With the Allegro, the makers avoided the full extent of badge engineering that had defined the marketing of its predecessor, which was mostly sold as an Austin although it was sold under almost all of the brands which BMC/BL owned, but they nevertheless introduced in September 1974 an upmarket Allegro, branded as the Vanden Plas 1500/automatic. This featured a prominent grille at the front and an interior enhanced by a range of modifications designed to attract traditionally inclined customers, including: special seats upholstered in real leather, with reclining backrests; deep-pile carpets; extra sound insulation; a new instrument panel in walnut; walnut folding tables for the rear passengers; nylon headlining; and for the luggage, a fully trimmed boot/trunk. In 1974, a time when the UK starting price for the Austin Allegro was given as £1159, BLMC were quoting, at launch, a list price of £1951 for the Vanden Plas 1500.〔 The Allegro name was not used on this version.
Early Allegro models featured a "quartic" steering wheel, which was rectangular with rounded sides. This was touted as allowing extra room between the base of the steering wheel and the driver's legs. The quartic wheel did not take off, and was dropped in 1974 when the SS model was replaced by the HL. The VP 1500 was never introduced with one, despite it being featured in the owner's manual. Despite this feature only having appeared on certain models for a limited time, the Allegro has always been associated with the criticism that it "had a square steering wheel".
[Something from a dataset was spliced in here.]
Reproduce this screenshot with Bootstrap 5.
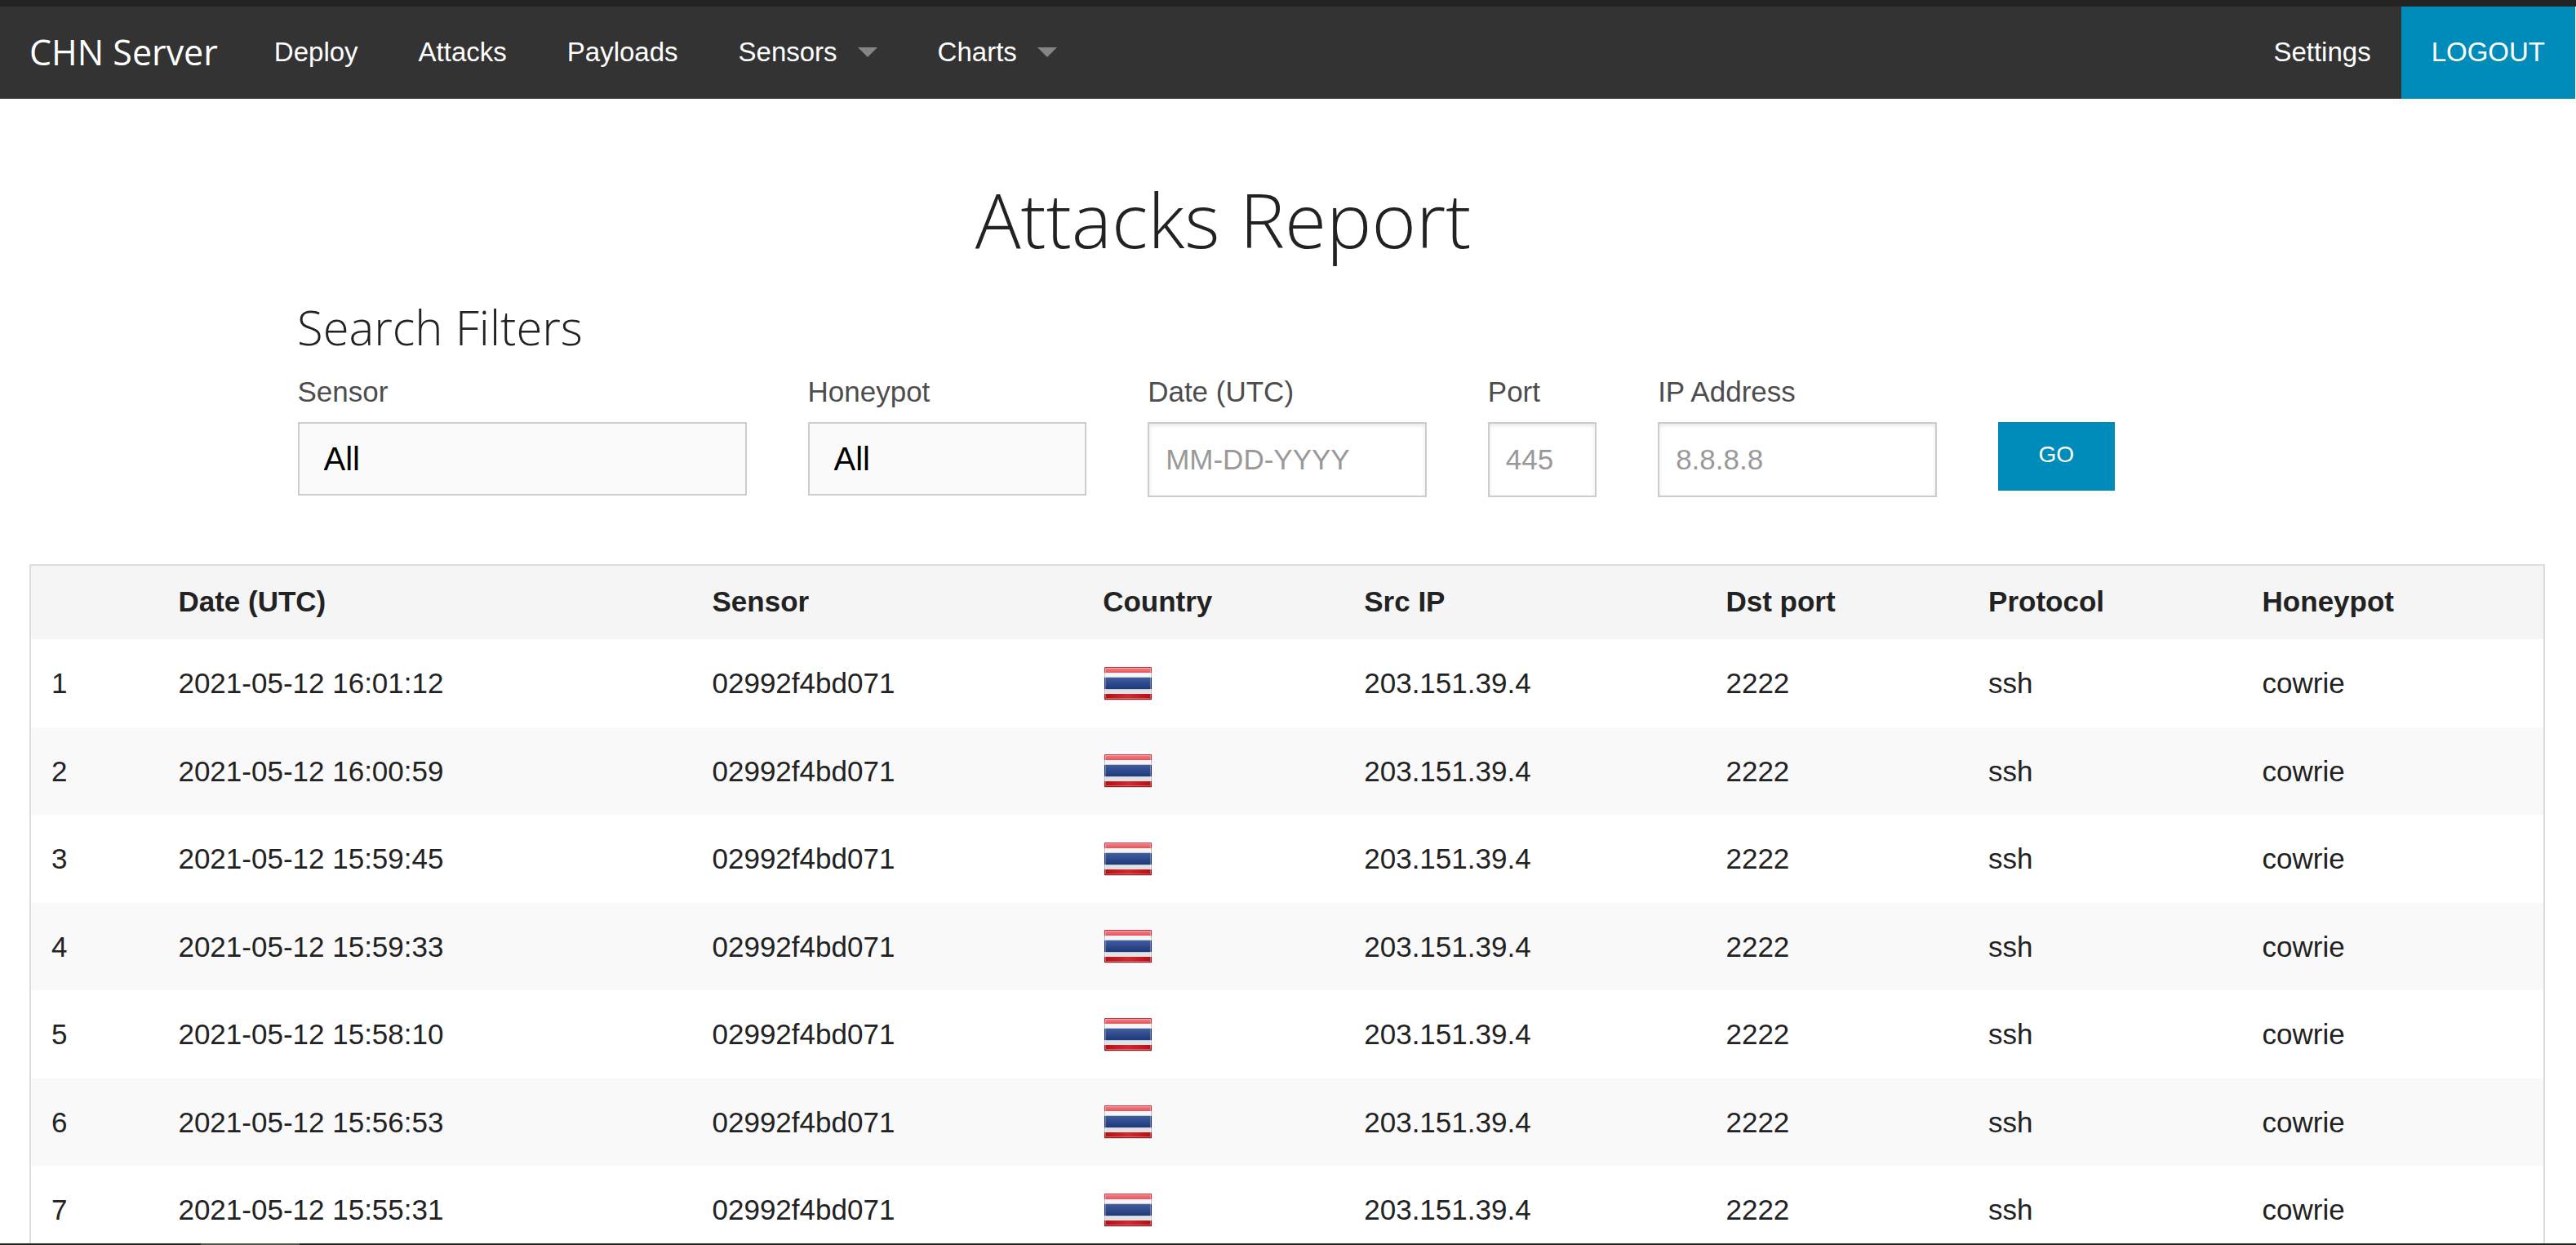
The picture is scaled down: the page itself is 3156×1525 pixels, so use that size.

In April 1975 a 3-door estate car version was added to the range. Allegros were now coming off the production line with the same conventional steering wheel as the Morris Marina, although the company waited till early June 1975 to announce, rather quietly, the demise of the Allegro's quartic steering wheel, presumably to give time for older cars to emerge from the sales and distribution network. Similar to the 2-door saloon, the Allegro estate had a coachline and also featured a rear wash-wipe. The spare wheel was housed under the rear load floor area. It was only in production for about 100 days before the arrival of the Series 2 model, making Series I Allegro estate rarer than most other models in the range.
There was a similar situation in New Zealand, where the New Zealand Motor Corporation, which at the time had CKD kit assembly plants in Newmarket and Panmure, Auckland, and Petone, Wellington, began Allegro assembly in 1975 – with the circular steering wheel. Only a few hundred 'Mark Ones' – among the first locally-built car models to have a factory-fitted heated rear window – were built before the 'Mark Two' was launched. Most Allegros sold in New Zealand had the 1300 cc A-series OHV engine and four-speed manual gearbox. Later, the 1.5 litre OHC engine was offered with a four-speed automatic 'box, but this was eventually dropped. NZMC, moving away from UK-sourced cars to models from its Honda franchise (it began Civic assembly in 1976, with the Accord following in 1978), later rationalised Allegro output to offer just two paint colours, metallic brown or solid dark blue, with a cream vinyl roof and brown interior trim. One batch of 48 'Mark Three' CKD kits was shipped from England after NZMC had decided to drop the Allegro in 1980, and these were assembled and sold – also in brown or cream; these rare cars have four round headlights rather than two square units, and different tail lights, plus a restyled dashboard.